** start COLLECTED MATERIAL **

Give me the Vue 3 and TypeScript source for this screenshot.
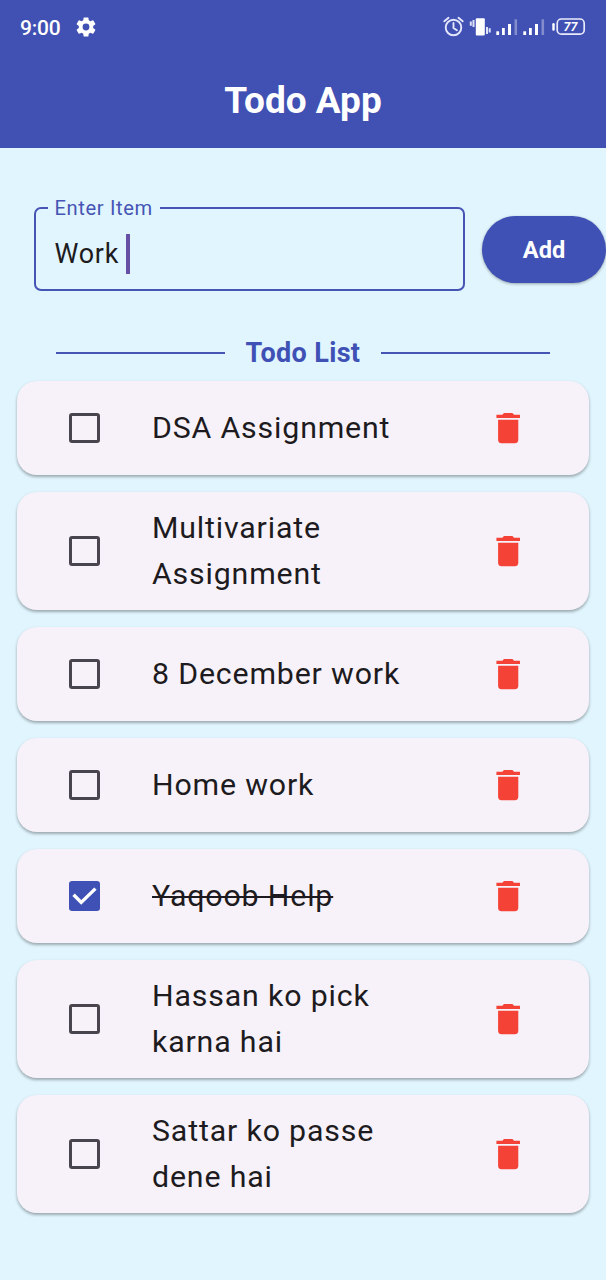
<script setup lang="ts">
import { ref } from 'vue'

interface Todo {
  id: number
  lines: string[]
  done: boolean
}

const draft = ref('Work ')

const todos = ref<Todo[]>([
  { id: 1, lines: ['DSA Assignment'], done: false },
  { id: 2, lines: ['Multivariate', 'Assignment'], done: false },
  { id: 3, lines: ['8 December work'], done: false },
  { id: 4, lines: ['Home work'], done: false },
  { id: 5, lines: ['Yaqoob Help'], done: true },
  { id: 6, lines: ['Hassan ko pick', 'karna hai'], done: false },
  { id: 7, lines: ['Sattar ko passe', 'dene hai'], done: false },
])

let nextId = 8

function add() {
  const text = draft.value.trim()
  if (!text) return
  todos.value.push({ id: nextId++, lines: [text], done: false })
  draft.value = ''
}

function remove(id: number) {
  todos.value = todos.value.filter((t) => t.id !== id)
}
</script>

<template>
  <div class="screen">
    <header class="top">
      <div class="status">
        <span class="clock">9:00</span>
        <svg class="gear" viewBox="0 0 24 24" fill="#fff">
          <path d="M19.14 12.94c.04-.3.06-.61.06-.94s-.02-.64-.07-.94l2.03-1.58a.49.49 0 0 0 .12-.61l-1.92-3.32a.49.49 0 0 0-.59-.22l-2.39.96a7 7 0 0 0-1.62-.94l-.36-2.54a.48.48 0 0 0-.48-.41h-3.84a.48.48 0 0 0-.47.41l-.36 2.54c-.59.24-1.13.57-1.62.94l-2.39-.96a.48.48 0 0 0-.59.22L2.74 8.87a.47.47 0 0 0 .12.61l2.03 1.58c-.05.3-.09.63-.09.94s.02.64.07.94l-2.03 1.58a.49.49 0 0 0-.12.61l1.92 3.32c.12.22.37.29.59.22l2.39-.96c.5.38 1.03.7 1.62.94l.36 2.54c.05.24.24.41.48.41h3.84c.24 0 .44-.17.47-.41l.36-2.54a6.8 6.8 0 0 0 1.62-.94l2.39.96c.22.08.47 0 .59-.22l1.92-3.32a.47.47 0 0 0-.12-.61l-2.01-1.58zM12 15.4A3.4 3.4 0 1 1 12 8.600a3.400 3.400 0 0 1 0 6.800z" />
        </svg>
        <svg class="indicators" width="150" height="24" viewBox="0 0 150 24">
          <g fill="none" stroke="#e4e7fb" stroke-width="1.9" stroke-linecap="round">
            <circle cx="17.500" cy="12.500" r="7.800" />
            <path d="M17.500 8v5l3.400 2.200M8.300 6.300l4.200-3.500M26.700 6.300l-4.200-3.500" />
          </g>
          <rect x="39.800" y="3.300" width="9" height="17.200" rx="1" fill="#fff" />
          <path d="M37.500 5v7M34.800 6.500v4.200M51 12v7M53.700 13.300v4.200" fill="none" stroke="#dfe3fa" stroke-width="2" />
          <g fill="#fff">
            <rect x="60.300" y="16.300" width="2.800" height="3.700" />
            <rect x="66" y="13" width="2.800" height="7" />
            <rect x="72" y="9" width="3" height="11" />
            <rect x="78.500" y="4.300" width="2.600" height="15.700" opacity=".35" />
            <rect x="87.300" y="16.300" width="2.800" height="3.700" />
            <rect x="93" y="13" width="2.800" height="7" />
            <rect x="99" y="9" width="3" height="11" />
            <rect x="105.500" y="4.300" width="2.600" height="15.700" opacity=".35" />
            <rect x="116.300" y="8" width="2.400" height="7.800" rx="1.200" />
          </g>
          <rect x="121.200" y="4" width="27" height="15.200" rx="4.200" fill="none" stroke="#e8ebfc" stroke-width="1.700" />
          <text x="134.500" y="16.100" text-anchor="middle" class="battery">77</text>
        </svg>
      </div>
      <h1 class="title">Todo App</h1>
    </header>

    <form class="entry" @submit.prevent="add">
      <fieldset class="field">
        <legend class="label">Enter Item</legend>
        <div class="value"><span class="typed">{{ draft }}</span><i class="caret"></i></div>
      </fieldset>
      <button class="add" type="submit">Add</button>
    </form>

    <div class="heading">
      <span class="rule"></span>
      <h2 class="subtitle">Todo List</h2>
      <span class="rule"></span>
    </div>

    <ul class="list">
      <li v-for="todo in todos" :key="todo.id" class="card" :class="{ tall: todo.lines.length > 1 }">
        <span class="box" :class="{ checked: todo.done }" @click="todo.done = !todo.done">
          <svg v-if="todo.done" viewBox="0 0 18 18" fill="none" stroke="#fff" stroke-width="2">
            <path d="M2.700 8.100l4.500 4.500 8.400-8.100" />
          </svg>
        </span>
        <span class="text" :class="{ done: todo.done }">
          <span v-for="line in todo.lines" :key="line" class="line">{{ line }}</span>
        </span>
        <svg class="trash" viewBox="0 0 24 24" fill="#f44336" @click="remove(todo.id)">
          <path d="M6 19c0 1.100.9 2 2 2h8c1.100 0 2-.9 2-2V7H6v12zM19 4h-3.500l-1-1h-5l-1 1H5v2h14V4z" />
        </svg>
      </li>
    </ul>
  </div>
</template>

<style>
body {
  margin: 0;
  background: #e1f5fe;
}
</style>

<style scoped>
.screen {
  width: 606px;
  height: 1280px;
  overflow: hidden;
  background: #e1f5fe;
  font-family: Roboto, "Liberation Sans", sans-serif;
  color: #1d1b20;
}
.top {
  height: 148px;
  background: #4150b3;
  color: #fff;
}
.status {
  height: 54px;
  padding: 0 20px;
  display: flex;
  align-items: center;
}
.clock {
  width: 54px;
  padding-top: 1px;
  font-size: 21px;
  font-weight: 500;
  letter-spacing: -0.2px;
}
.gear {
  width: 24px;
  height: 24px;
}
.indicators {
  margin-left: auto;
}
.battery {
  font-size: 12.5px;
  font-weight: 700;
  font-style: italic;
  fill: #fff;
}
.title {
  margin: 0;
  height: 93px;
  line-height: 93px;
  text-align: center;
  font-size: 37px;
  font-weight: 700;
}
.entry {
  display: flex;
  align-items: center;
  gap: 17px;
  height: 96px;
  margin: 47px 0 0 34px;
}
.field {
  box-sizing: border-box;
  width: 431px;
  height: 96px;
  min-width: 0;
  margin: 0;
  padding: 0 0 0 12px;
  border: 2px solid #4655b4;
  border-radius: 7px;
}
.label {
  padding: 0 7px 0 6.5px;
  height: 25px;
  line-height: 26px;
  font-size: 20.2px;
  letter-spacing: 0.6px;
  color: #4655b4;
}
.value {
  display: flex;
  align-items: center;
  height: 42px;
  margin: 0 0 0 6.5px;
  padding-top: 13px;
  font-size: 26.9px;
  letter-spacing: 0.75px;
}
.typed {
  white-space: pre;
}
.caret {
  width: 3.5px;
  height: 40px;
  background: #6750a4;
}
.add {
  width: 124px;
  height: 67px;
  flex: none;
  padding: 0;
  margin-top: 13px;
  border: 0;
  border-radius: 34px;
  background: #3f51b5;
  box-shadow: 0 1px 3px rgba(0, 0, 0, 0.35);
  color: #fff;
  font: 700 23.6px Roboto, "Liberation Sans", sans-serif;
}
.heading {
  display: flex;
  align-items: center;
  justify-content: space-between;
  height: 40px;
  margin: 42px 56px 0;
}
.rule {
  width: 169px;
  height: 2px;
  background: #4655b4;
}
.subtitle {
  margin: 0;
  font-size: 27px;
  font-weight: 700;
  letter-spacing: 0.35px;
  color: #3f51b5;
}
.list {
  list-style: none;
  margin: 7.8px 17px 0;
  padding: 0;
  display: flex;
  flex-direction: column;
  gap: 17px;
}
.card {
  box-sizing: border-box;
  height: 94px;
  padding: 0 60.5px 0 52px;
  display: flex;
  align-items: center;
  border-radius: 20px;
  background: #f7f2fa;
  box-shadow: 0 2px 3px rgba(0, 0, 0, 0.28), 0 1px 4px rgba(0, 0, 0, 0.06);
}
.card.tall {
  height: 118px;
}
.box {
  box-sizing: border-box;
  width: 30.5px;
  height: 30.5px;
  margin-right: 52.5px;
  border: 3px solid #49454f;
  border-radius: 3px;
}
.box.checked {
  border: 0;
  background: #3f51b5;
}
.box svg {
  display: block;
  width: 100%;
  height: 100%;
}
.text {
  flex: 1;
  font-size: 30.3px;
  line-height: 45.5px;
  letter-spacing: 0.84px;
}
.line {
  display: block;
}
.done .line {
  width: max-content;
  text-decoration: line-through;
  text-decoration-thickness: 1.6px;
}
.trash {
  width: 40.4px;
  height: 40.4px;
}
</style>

** end COLLECTED MATERIAL **

Give again, exactly, the lines from the start of the data through the one holding "const draft = ref('Work ')"; omit the pictures.

Give me the Vue 3 and TypeScript source for this screenshot.
<script setup lang="ts">
import { ref } from 'vue'

interface Todo {
  id: number
  lines: string[]
  done: boolean
}

const draft = ref('Work ')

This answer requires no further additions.